Toyota is the best-selling car brand in the world, and the Toyota Corolla is the best-selling model in the world. This is the improbable story of how a 19th century book by a Scottish author fueled Toyota’s global dominance in the car industry.

The Toyota story belies the deceptive message of Bernie Sanders and other politicians like him who proclaim that corporations put the drive for short-term profits above all. This populist lie has been told so often that many Americans believe the falsehood that workers’ interests are in conflict with corporate profits.

Japanese inventor Sakichi Toyoda is the grandfather of the Toyota company.
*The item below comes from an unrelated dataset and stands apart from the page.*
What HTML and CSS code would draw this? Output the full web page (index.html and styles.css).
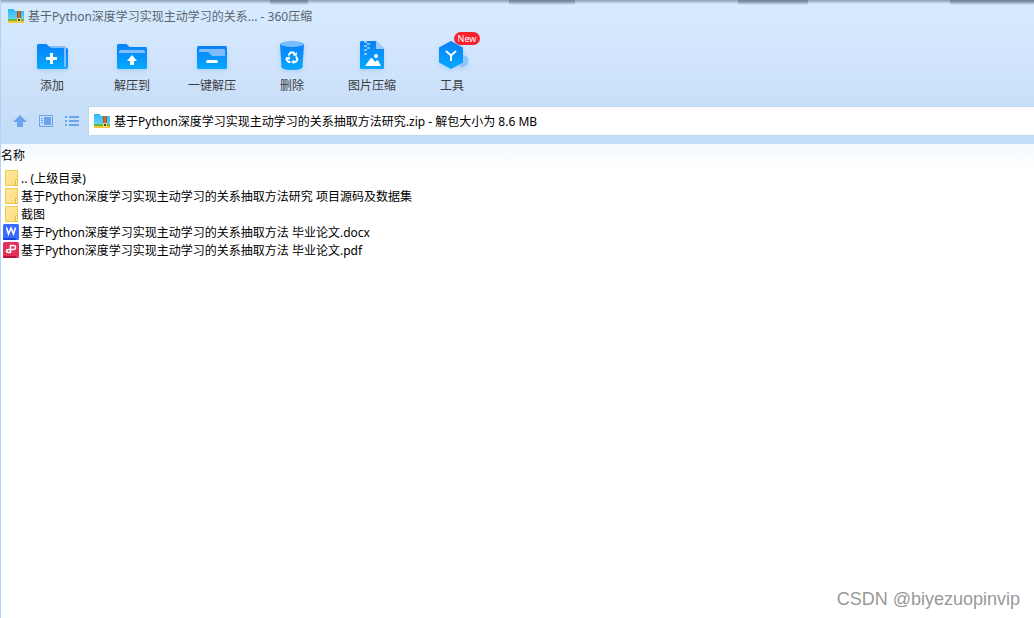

In his book How Toyota Became #1David Magee explains how Toyoda, born in 1867 into a working-class family, “watched his mother and other women in the community struggle daily with the physically taxing hand-operated wooden looms.”

A relentless inventor, Toyoda “spent his days observing the women and put in long hours at night working to solve the problems he observed by developing better and continually improved machinery.” In his lifetime, Sakichi Toyoda patented over 100 inventions.

Studying Western business was not a common undertaking in 19th Century Japan. Yet Toyoda traveled to Europe to gain exposure “to Western business principles and philosophies.”

Toyoda, according to Magee, was “particularly captivated” and “heavily influenced” by Scottish author Samuel Smiles.

Smiles explained his doctrine of personal responsibility in his 1859 best-selling book Self-Help. Smiles’ Self-Help is the only book on display at Toyoda’s Memorial House.

“Nothing creditable,” Smiles wrote, “can be accomplished without application and diligence; that the student must not be daunted by difficulties, but conquer them by patience and perseverance; and that, above all, he must seek elevation of character, without which capacity is worthless and worldly success is naught.”

Through study of Smiles’ work, Toyoda developed a philosophy of “contributive business”: “Inventors and industrialists changed the course of society by blending ingenuity with a focus on bettering humankind through the workplace.”

Customers benefit from the company’s improved efficiency as employees “improve the quality of their own lives and those of their coworkers.”

Kiichiro Toyoda was the son of Sakichi Toyoda. In 1935, Kiichiro built the first Toyota automobile.

Carefully instructed in his father’s philosophy that “workers are the treasure of the factory,” Kiichiro codified his father’s philosophy with operating principles such as:

  • Be ahead of the times through endless creativity, inquisitiveness, and pursuit of improvement.
  • Be kind and generous; strive to create a warm, homelike atmosphere.
  • Be reverent, and show gratitude for things great and small in thought and deed.

Magee writes that “The secret to Toyota’s success” begins “with an underlying focus on ‘respect for people.’” Magee explains:

By maintaining a focus on one very lofty ideal, and by implementing and maintaining a business structure that encourages every employee to be actively engaged in pursuing the company’s goals, Toyota is developing into a self-regenerating internally combustive enterprise.

Jim Press is a former president of Toyota Motor North America. Press told Magee that he did not watch stock prices because “it leads to bad decisions.” Magee observes that Toyota’s “business mantra is not so much about quarterly earnings and net profit as it is about striving each day to develop people.”

Human beings can continually improve. As Smiles wrote, “The spirit of self-help is the root of all genuine growth in the individual; and, exhibited in the lives of many, it constitutes the true source of national vigour and strength.”

By respecting and enabling that human improvement process, Toyota grew too. Magee found that,

Toyota places so much emphasis on its employees’ acceptance of the company’s primary principles that getting a job at the company is an accomplishment in itself. To be considered for employment, one must subscribe to the belief that anything, from a loom to an automobile and the processes used to make them, can be improved, and that humans have the capacity to do so when they apply their efforts to the proper pursuits. Such talk would sound like mere public relations spin were it not entirely true.

In contrast, Bernie Sanders delivers a message of oppressed workers in conflict with corporations. Like many career politicians, Sanders knows nothing of the business practices of successful businesses.

Sanders found inspiration in Karl Marx and has praised Communist governments. Most recently Sanders defended the record of Fidel Castro.

Toyota gained success by practicing the teachings of Samuel Smiles and developing the gifts of their workers.

Samuel Smiles and Sakichi Toyoda would say Bernie Sanders’s view of the world is dangerously mistaken and threatens America’s prosperity.